[Stored data]
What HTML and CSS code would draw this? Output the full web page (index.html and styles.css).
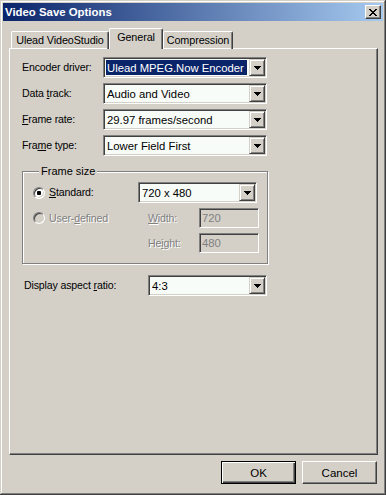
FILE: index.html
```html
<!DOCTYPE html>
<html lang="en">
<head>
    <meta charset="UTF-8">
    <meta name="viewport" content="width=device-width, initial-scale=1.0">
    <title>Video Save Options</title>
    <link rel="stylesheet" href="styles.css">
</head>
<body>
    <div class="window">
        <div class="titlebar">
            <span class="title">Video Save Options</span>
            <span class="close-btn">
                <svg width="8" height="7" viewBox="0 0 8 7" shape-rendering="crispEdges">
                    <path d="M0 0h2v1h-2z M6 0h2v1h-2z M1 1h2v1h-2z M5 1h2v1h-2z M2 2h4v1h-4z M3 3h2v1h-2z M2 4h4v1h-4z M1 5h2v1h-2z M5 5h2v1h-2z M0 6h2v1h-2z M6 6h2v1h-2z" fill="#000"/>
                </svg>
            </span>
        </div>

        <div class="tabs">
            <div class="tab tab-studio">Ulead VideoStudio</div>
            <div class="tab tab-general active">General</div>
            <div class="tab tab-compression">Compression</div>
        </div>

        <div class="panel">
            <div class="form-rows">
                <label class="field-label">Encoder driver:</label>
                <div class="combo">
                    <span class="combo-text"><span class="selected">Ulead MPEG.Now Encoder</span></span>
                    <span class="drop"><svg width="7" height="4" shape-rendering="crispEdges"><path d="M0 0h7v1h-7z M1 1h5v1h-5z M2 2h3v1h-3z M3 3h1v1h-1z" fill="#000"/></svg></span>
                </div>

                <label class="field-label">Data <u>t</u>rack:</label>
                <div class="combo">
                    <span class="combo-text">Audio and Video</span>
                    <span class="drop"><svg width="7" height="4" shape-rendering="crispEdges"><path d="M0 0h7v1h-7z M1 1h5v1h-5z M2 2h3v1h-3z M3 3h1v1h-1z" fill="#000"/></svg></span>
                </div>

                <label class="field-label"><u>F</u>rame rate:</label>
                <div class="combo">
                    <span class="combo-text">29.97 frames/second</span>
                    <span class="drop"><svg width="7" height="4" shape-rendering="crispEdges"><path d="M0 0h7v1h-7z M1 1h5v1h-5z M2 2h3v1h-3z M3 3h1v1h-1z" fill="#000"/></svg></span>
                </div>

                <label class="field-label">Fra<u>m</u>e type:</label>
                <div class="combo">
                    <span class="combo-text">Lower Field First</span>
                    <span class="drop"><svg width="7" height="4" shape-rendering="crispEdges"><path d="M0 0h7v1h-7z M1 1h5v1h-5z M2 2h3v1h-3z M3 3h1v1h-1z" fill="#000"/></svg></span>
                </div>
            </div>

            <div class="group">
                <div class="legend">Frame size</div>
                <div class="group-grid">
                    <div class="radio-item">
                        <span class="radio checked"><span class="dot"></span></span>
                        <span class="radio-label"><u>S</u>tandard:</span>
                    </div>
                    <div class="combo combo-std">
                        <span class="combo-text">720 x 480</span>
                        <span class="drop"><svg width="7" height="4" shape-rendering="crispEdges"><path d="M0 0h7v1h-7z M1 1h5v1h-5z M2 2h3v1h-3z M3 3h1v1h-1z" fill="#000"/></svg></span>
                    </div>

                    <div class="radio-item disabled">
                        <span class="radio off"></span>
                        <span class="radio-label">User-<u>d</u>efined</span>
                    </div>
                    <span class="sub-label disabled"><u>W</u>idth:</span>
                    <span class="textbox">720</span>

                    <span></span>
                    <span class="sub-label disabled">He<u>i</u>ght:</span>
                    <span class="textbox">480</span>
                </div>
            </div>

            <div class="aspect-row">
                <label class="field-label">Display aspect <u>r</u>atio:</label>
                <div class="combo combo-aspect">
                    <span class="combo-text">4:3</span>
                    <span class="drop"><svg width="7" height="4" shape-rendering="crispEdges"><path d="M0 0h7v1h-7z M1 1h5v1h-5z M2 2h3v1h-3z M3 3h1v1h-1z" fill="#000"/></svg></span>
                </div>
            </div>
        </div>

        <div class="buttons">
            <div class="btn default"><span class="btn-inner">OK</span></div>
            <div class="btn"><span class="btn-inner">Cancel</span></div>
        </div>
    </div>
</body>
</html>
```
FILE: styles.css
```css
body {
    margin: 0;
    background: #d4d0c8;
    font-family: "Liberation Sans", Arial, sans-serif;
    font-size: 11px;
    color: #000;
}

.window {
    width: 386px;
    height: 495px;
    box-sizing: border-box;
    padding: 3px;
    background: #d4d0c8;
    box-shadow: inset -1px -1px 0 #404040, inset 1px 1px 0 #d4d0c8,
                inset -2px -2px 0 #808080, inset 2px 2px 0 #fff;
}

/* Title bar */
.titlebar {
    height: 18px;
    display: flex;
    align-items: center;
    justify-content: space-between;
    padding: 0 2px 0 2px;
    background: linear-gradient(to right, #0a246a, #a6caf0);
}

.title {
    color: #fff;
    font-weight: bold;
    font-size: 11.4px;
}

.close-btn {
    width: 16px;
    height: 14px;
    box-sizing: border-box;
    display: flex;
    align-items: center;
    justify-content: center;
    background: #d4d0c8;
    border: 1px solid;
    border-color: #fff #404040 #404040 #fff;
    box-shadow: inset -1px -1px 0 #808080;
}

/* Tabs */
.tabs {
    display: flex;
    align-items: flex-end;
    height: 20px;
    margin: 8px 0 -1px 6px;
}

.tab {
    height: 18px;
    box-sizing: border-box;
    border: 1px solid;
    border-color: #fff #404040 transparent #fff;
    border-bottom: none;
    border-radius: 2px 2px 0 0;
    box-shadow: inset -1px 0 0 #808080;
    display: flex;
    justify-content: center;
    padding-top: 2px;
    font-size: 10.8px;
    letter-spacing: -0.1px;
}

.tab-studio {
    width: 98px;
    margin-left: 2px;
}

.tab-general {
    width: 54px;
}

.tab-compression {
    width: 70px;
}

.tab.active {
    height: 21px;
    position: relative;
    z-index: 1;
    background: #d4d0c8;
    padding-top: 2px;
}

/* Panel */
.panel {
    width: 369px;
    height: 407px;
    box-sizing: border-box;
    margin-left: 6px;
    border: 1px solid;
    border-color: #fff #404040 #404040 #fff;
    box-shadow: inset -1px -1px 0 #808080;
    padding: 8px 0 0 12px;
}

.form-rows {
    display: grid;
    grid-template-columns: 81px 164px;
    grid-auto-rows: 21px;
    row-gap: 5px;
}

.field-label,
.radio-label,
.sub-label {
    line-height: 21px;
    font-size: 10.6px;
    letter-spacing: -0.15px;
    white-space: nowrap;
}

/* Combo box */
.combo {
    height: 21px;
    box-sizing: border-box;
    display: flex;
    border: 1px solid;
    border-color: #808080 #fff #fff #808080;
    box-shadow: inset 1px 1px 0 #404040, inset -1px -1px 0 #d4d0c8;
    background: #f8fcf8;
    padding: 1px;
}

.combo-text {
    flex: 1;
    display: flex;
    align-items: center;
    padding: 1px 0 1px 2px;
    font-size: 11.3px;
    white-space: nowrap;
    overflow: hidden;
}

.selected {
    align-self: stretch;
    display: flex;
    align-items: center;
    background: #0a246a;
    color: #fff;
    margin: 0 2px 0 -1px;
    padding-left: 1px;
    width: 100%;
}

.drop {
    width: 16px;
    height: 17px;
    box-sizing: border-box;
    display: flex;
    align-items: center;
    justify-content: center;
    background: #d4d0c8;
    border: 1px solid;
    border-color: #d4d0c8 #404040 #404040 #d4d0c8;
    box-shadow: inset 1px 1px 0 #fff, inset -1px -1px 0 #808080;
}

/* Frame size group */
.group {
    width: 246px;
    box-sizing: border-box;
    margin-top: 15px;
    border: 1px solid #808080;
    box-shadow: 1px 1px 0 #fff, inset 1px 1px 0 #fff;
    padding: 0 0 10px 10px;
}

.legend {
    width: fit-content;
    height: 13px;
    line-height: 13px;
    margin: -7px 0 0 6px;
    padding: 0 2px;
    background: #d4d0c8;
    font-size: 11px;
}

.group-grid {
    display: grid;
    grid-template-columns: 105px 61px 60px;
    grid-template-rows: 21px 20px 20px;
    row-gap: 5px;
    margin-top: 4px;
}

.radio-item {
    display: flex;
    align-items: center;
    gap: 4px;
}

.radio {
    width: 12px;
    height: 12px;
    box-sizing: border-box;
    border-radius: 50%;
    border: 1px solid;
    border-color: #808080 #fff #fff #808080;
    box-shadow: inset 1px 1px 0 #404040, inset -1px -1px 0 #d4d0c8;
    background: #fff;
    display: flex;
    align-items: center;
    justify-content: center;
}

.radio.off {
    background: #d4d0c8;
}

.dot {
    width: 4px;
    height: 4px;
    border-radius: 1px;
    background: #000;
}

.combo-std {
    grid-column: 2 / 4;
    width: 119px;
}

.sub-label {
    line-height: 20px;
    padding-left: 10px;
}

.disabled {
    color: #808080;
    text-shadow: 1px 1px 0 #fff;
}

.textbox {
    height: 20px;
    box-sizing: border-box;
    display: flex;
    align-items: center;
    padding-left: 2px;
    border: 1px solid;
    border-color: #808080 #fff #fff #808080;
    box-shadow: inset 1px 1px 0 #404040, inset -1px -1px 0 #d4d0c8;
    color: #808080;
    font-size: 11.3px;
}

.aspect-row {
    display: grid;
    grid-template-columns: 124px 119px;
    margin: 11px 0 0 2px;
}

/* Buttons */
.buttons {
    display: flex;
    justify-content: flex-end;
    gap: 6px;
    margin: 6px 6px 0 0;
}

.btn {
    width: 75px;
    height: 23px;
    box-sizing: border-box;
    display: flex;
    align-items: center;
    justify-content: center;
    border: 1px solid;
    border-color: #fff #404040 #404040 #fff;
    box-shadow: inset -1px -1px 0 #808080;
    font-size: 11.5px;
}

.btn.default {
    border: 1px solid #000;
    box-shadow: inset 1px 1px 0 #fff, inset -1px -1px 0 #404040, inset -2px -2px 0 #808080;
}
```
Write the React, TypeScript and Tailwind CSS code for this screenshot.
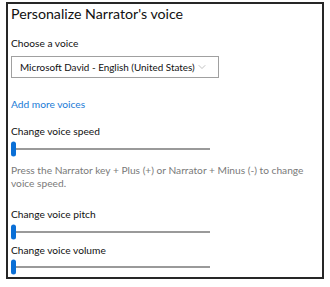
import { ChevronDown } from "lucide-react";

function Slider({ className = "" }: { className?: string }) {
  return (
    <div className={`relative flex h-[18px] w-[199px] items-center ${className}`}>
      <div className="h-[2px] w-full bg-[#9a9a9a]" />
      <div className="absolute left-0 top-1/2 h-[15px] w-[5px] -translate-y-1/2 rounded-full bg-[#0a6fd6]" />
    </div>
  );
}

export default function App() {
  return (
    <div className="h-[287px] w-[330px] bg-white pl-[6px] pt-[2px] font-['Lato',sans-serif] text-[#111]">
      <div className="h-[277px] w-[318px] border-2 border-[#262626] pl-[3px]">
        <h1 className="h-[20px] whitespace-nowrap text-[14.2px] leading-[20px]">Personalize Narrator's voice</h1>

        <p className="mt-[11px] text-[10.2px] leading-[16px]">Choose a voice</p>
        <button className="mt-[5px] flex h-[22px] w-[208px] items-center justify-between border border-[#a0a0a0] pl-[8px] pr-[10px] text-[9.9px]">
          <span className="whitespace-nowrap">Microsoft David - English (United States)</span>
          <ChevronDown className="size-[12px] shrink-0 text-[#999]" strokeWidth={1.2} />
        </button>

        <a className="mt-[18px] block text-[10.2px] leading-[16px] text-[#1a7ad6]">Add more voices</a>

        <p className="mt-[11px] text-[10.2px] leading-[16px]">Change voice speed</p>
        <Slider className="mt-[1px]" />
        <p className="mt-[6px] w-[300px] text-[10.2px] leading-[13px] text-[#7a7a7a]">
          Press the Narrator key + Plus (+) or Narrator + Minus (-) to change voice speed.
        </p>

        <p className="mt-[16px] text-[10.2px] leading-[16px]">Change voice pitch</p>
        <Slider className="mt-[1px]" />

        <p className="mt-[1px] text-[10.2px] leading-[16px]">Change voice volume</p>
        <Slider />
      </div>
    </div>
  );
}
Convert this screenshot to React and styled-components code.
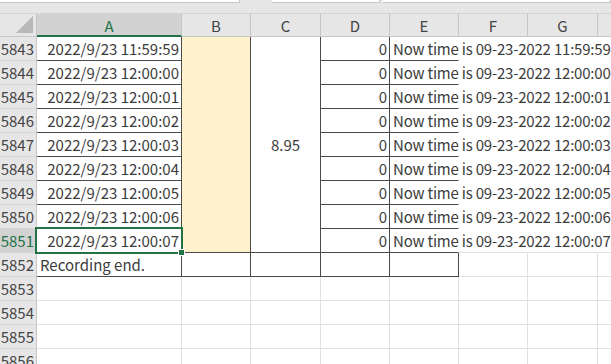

§ **Objective**:
The lines to copy run from the line containing "Write the React, TypeScript" through the end of the data above; copy exactly those, minus the pictures.

§ **Answer to the task**:
Write the React, TypeScript and Tailwind CSS code for this screenshot.
import { ChevronDown } from "lucide-react";

function Slider({ className = "" }: { className?: string }) {
  return (
    <div className={`relative flex h-[18px] w-[199px] items-center ${className}`}>
      <div className="h-[2px] w-full bg-[#9a9a9a]" />
      <div className="absolute left-0 top-1/2 h-[15px] w-[5px] -translate-y-1/2 rounded-full bg-[#0a6fd6]" />
    </div>
  );
}

export default function App() {
  return (
    <div className="h-[287px] w-[330px] bg-white pl-[6px] pt-[2px] font-['Lato',sans-serif] text-[#111]">
      <div className="h-[277px] w-[318px] border-2 border-[#262626] pl-[3px]">
        <h1 className="h-[20px] whitespace-nowrap text-[14.2px] leading-[20px]">Personalize Narrator's voice</h1>

        <p className="mt-[11px] text-[10.2px] leading-[16px]">Choose a voice</p>
        <button className="mt-[5px] flex h-[22px] w-[208px] items-center justify-between border border-[#a0a0a0] pl-[8px] pr-[10px] text-[9.9px]">
          <span className="whitespace-nowrap">Microsoft David - English (United States)</span>
          <ChevronDown className="size-[12px] shrink-0 text-[#999]" strokeWidth={1.2} />
        </button>

        <a className="mt-[18px] block text-[10.2px] leading-[16px] text-[#1a7ad6]">Add more voices</a>

        <p className="mt-[11px] text-[10.2px] leading-[16px]">Change voice speed</p>
        <Slider className="mt-[1px]" />
        <p className="mt-[6px] w-[300px] text-[10.2px] leading-[13px] text-[#7a7a7a]">
          Press the Narrator key + Plus (+) or Narrator + Minus (-) to change voice speed.
        </p>

        <p className="mt-[16px] text-[10.2px] leading-[16px]">Change voice pitch</p>
        <Slider className="mt-[1px]" />

        <p className="mt-[1px] text-[10.2px] leading-[16px]">Change voice volume</p>
        <Slider />
      </div>
    </div>
  );
}
Convert this screenshot to React and styled-components code.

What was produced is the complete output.